> [Provided records]
:::
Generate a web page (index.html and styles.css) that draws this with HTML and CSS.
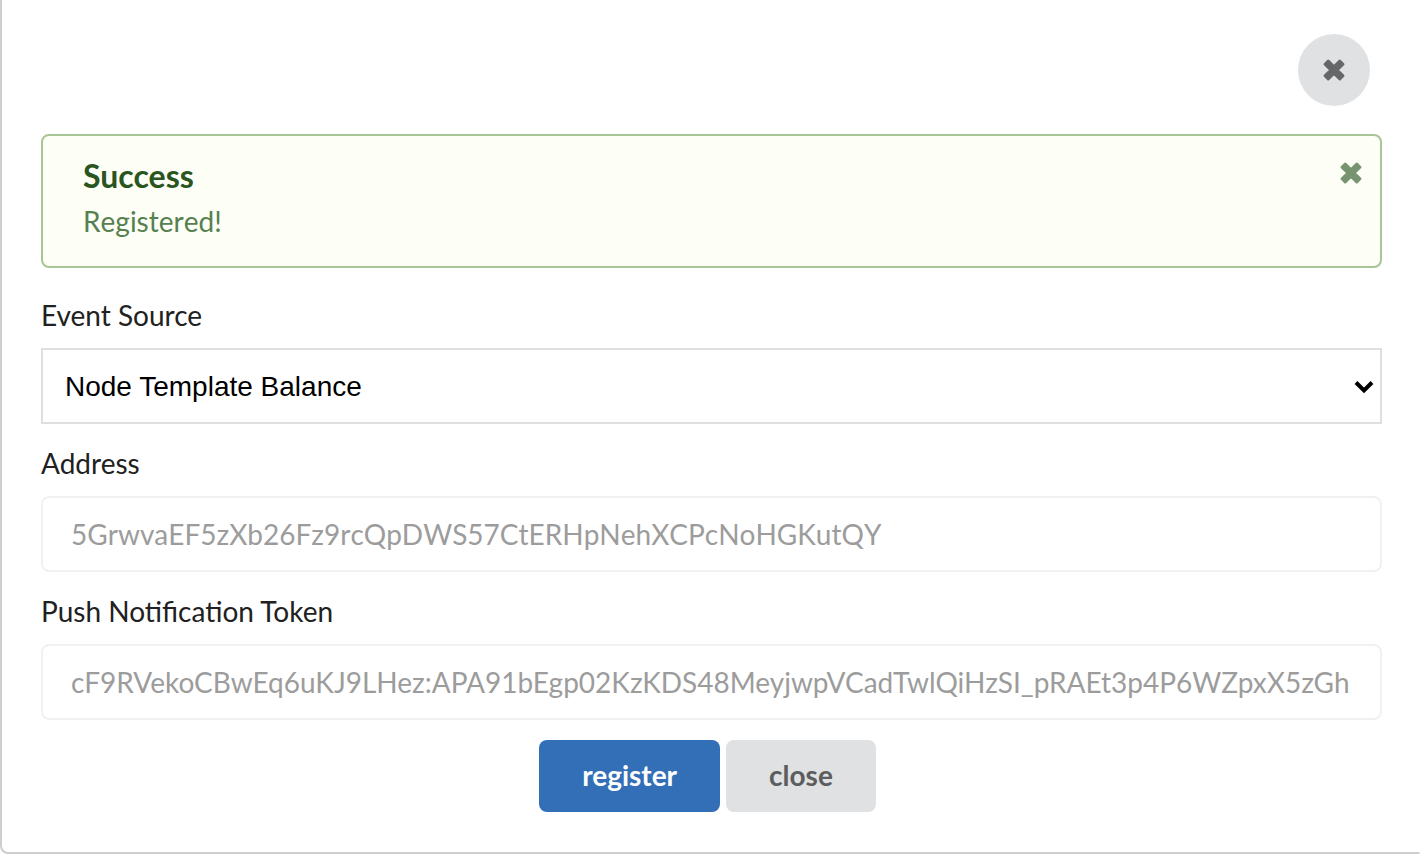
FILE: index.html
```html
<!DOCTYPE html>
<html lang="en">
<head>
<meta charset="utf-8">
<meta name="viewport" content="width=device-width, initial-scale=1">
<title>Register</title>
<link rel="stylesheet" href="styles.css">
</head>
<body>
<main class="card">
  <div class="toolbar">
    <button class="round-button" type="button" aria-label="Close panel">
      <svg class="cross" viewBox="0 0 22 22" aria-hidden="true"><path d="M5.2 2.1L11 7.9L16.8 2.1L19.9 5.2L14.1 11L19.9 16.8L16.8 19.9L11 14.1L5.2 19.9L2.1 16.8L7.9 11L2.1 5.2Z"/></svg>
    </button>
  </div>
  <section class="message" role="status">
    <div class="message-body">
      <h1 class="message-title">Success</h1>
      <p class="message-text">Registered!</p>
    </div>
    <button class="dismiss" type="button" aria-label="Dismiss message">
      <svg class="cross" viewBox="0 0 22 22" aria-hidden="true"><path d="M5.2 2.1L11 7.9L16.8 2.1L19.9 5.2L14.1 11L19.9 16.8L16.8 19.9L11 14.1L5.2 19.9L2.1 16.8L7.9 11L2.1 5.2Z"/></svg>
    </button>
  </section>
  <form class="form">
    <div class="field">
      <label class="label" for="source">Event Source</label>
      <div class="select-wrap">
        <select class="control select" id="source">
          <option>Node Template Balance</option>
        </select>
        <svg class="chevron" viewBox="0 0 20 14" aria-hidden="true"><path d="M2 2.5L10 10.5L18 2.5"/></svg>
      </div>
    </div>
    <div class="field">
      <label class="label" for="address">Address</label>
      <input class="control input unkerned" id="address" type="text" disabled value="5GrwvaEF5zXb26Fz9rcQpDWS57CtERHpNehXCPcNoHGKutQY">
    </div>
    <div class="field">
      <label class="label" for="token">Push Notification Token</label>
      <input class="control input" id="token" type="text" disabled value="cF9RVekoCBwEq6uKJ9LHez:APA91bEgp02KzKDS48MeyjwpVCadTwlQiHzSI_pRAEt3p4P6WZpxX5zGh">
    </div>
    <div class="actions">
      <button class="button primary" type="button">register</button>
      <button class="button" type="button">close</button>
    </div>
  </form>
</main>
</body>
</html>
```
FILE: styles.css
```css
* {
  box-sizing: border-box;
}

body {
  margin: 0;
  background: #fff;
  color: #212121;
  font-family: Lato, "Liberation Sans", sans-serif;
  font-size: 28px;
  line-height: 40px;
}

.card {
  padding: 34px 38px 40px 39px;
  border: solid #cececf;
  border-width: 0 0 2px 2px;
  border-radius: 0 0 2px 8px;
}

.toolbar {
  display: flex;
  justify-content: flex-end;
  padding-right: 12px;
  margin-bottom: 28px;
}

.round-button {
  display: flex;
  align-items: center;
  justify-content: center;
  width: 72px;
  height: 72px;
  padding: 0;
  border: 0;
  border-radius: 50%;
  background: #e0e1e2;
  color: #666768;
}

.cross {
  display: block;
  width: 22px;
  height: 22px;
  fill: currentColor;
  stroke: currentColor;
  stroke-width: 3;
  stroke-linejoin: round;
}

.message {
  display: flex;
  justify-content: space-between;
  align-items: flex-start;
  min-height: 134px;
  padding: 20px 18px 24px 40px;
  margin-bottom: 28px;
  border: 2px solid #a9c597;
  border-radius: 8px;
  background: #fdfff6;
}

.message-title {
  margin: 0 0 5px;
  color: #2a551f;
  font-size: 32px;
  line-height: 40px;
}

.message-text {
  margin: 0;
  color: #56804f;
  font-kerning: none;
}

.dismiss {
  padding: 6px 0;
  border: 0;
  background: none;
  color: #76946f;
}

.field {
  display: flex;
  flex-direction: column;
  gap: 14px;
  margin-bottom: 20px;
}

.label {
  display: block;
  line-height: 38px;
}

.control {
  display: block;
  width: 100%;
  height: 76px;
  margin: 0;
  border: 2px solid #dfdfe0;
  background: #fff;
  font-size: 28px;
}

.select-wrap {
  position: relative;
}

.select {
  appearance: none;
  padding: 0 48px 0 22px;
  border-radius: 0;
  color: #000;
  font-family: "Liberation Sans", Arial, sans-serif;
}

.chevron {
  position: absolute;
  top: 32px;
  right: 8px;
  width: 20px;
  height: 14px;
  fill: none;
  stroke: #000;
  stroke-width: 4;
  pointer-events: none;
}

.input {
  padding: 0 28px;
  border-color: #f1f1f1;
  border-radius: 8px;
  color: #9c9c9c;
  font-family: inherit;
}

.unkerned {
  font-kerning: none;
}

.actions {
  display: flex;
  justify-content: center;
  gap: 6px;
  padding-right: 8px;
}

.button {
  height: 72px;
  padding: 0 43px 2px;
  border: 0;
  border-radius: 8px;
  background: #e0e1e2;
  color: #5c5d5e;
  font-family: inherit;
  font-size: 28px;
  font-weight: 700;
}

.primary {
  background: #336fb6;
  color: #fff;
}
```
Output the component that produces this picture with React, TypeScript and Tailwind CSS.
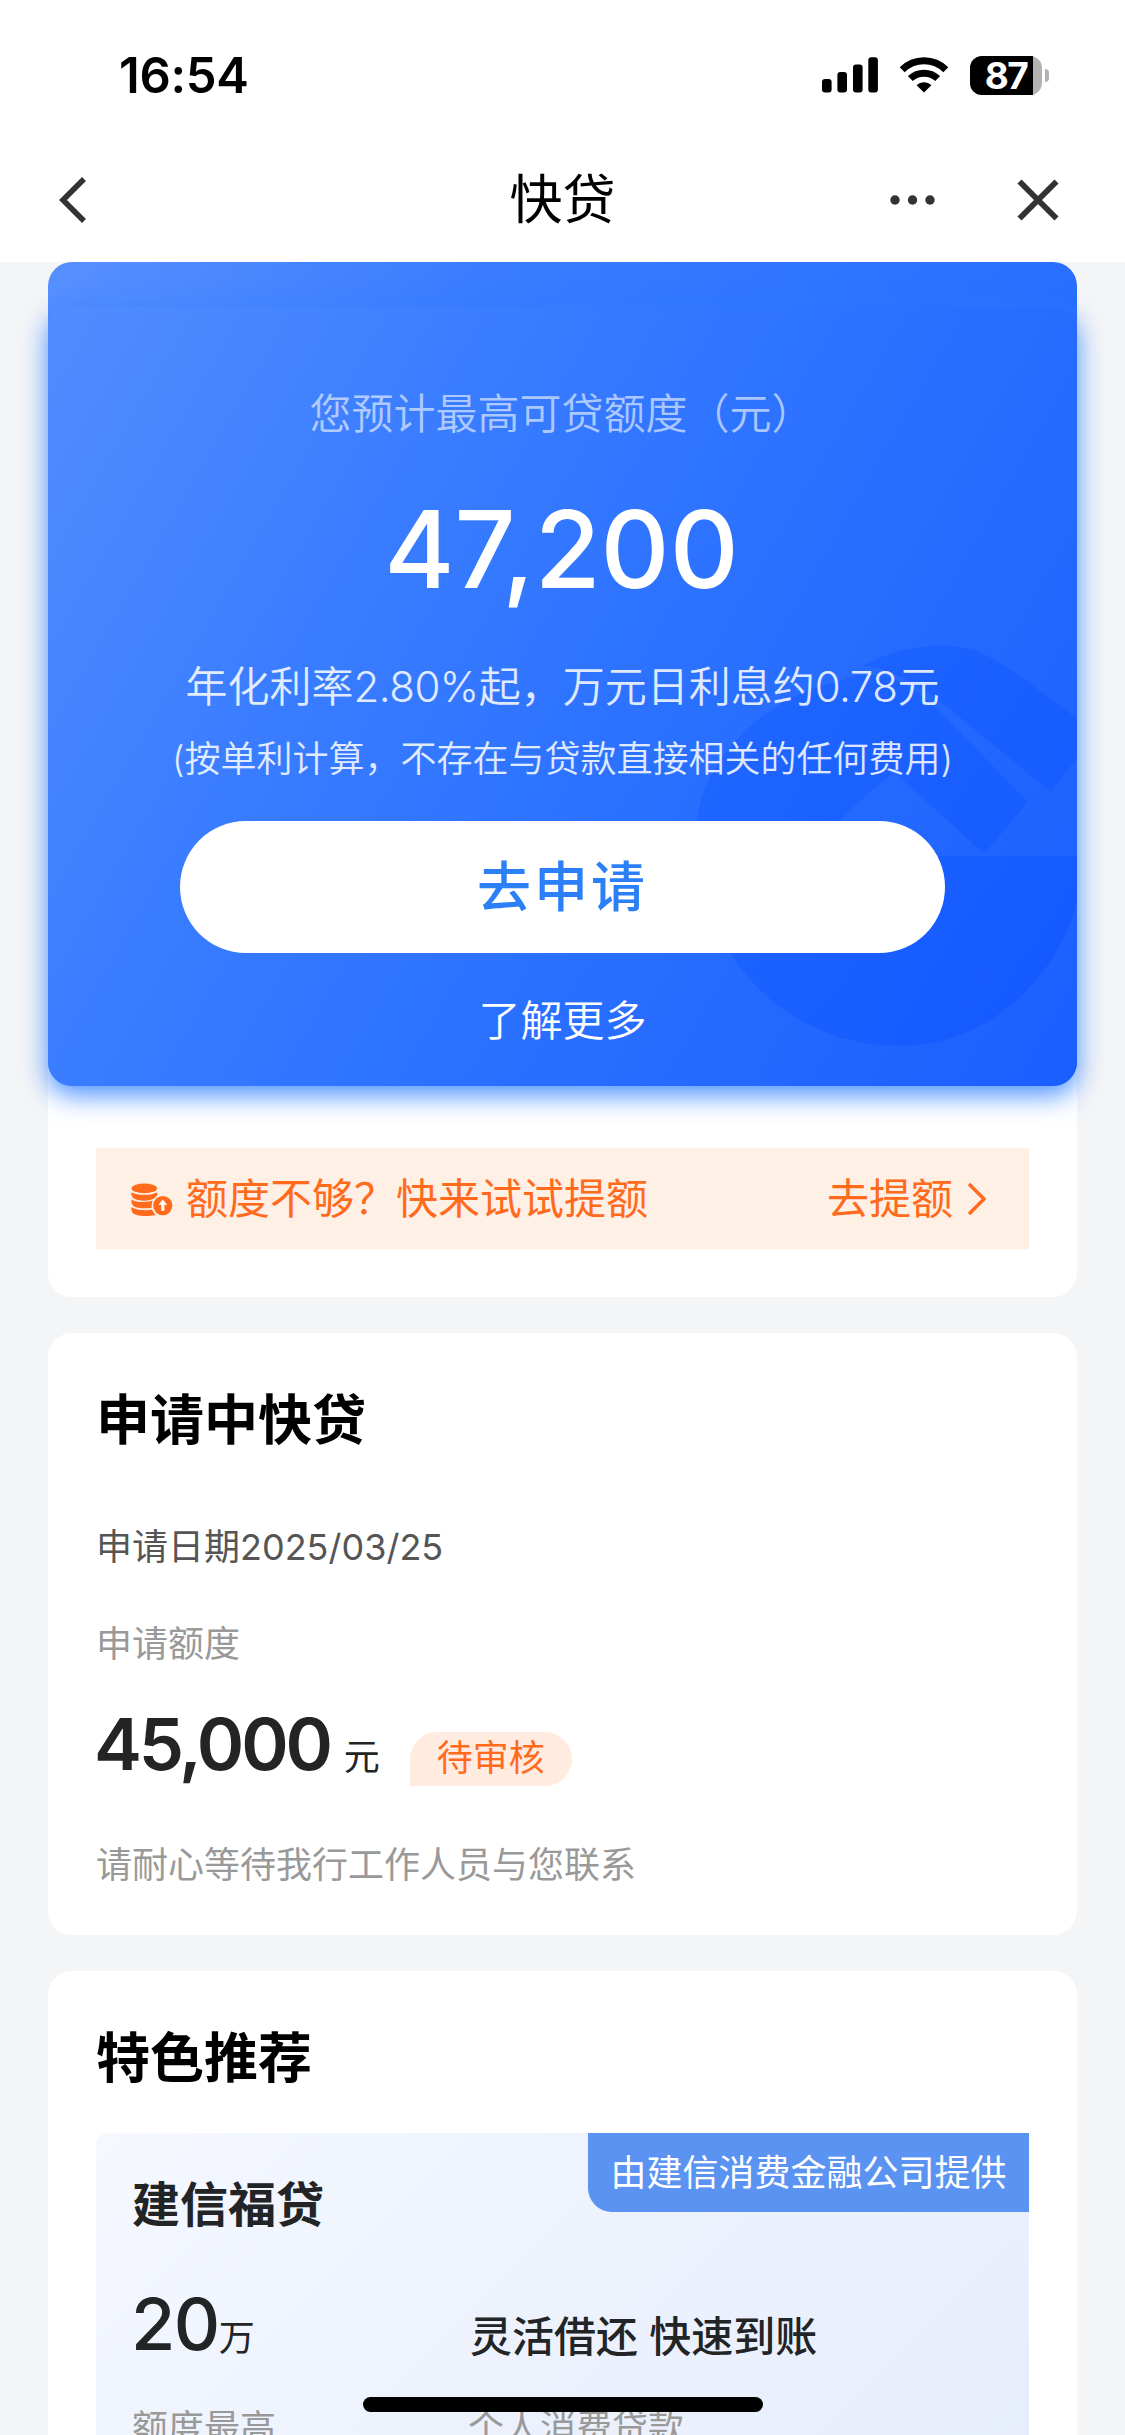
:::
> [The exercise]
Report every line in the data above in which the word "that" appears.

> [Completed exercise]
Generate a web page (index.html and styles.css) that draws this with HTML and CSS.
Output the component that produces this picture with React, TypeScript and Tailwind CSS.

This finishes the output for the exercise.